Reken maar dat het een vertroostende boodschap is geweest voor die tijdgenoten van Micha die wél rekenden met God en met Zijn dienst. Wat zullen zij hebben geleden onder het geestelijk verval. Ze zagen het oordeel naderen. En ze konden alleen maar belijden dat God terecht met Zijn straffen kwam. Maar tegelijk hebben ze zich afgevraagd of er nog uitkomst mogelijk zou zijn. Juist voor degenen die de Heere oprecht vreesden moet deze profetie heel bemoedigend geweest zijn.

Let maar eens op wie er wordt aangesproken. Een mens? Nee, een dorp, een gehucht. Bethlehem in de landstreek Efratha. Bethlehem betekent broodhuis en Efratha betekent vruchtbaar land! In Micha’s dagen was het een klein onbetekenend plaatsje. Eén van de vele nederzettingen die Juda telde. Het stelde maar weinig voor. Het was echt zo’n achteraf gehucht, ja ‘klein onder de duizenden van Juda.’ Uitgerekend uit dit dorpje zal de Beloofde komen Die een Heerser zal zijn in Israël.

De geschiedenis zal zich herhalen. Eeuwen geleden is immers ook een andere heerser uit Bethlehem gekomen: David, de jongste van het gezin van Isaï. En juist hij werd op Gods bevel gezalfd. Hier zien we Gods manier van werken. Hij heeft een uitgesproken voorkeur voor het geringe, voor wat niet meetelt bij de mensen. Dat is een lijn die als een rode draad door de hele Schrift heen loopt.

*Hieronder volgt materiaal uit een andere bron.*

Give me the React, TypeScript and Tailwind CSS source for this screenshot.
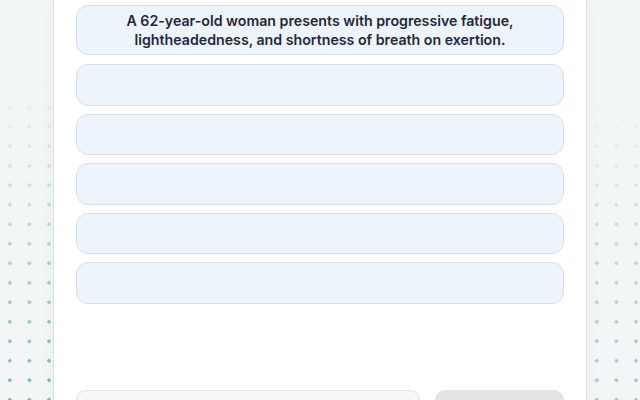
const stem =
  "A 62-year-old woman presents with progressive fatigue, lightheadedness, and shortness of breath on exertion.";

// empty answer slots below the stem
const slots = [0, 1, 2, 3, 4];

function DotStrip({ tone }: { tone: "teal" | "gray" }) {
  return (
    <div className="relative h-full flex-1 bg-[#f3f6f7]">
      <div
        className={
          tone === "teal"
            ? "absolute inset-0 bg-[radial-gradient(circle,#7dbdb0_1.5px,transparent_2px)] bg-[length:19.6px_19.5px] [mask-image:linear-gradient(to_bottom,transparent_18%,rgba(0,0,0,0.35)_45%,black_95%)]"
            : "absolute inset-0 bg-[radial-gradient(circle,#aec3c4_1.5px,transparent_2px)] bg-[length:19.6px_19.5px] [mask-image:linear-gradient(to_bottom,transparent_25%,rgba(0,0,0,0.6)_60%,black_95%)]"
        }
      />
    </div>
  );
}

export default function App() {
  return (
    <div className="flex h-[400px] w-[640px] overflow-hidden bg-[#f3f6f7] font-['Inter',sans-serif]">
      <DotStrip tone="teal" />

      <main className="relative z-10 flex h-full w-[534px] shrink-0 flex-col border-x border-[#dcdfe3] bg-white px-[22px] pt-[5px] shadow-[0_0_16px_rgba(15,23,42,0.045)]">
        <div className="flex h-[50px] items-center justify-center rounded-xl border border-[#d6dfe8] bg-[#edf4fb] px-6 text-center text-[14.2px] font-semibold leading-[19.5px] text-[#1e293b]">
          {stem}
        </div>

        <div className="mt-[9px] flex flex-col gap-2">
          {slots.map((i) => (
            <div
              key={i}
              className="h-[41.5px] rounded-xl border border-[#d6dfe8] bg-[#edf4fb]"
            />
          ))}
        </div>

        <div className="mt-auto flex gap-[15px]">
          <button className="h-[10px] w-[344px] rounded-t-xl border border-b-0 border-[#e2e4e7] bg-[#f7f7f8]" />
          <button className="h-[10px] flex-1 rounded-t-xl bg-[#e4e4e5]" />
        </div>
      </main>

      <DotStrip tone="gray" />
    </div>
  );
}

De zwakke Abel gaat de sterke Kaïn voor. Jakob wordt boven de stoere Ezau gesteld. En niet te vergeten Maria, een eenvoudig meisje uit Nazareth is door God uitverkoren om de moeder van de Heere Jezus te zijn. De Heere laat Zijn oog vallen op het geringe, omdat Hij het dwaze van de wereld heeft uitverkoren, het zwakke, het onedele en het verachte.

Dat horen we ook in Micha 5. De beloofde Heerser zal niet geboren worden in de residentiestad Jeruzalem, maar in het gehucht Bethlehem. In het verleden stond hier de wieg van koning David. In de toekomst zal hier de kribbe van Koning Jezus staan. Want ”gij, Bethlehem Efratha, gij zijt niet té klein”, bedoelt de Heere te zeggen in de tekst. Is dat geen vertroostend evangelie in deze adventstijd?

God gaat het hoge voorbij en zoekt het nederige. Voor Hem behoeven we geen geestelijke hoogvliegers te zijn. Misschien moet u wel belijden dat uw geloofsleven vaak zo armetierig is. Als u anderen hoort spreken over de geestelijke dingen, ervaart u sterk uw eigen armoede en onwaardigheid, omdat u zelf maar zo weinig te vertellen hebt. En dan kan de vraag bovenkomen of er voor u wel genade is.

Dan mag deze profetie u bemoedigen. De Heere verkiest juist het geringe. Uit dat kleine, onbe­duidende Bethlehem zal de beloofde Verlosser voortkomen. Als een Heerser nota bene! Opnieuw een rijke adventsnaam waarin de grootheid en de macht van Christus worden voorzegd. Hij is de Koning aan Wie de troon van Zijn vader David gegeven zal worden.

En gij Bethlehem Efratha … Bethlehem is de stad van de grote Koning, de plaats van herkomst van de door God beloofde Messias. Vindt u dat niet vreemd? Zeker, Bethlehem is de stad waar de wortels liggen van het huis van David, de grote koning uit wiens geslacht de Messias naar het vlees geboren zou worden. Daar heeft Boaz, de man uit Juda zijn vrouw gevonden terwijl zij aren opraapte op zijn akker: Ruth, de Moabietische. Daar is Obed geboren, de grootvader van David en Isai, de vader van David, en David zelf.

En Bethlehem is gebleven wat het voordien ook al was: klein en onaanzienlijk. De mensen in Jeruzalem – voor hen is deze boodschap van Micha allereerst bestemd – halen hun schouders op bij het horen van die naam. Bethlehem stelt niets voor. Jeruzalem is de koningsstad. Daar gebeurt het, daar is de macht. Maar de Heere wijst naar Bethlehem.

Als het Davidische koningshuis op instorten staat, mag de profeet Micha in onze tekst een machtige Messiaanse heilsprofetie laten horen. De Heere begint opnieuw in Bethlehem. Dwars door de oordelen heen handhaaft de Heere Zijn belofte aan het huis van David en mag het gezongen worden: ‘Hij heeft gedacht aan Zijn genade, Zijn trouw aan Israël nooit gekrenkt’.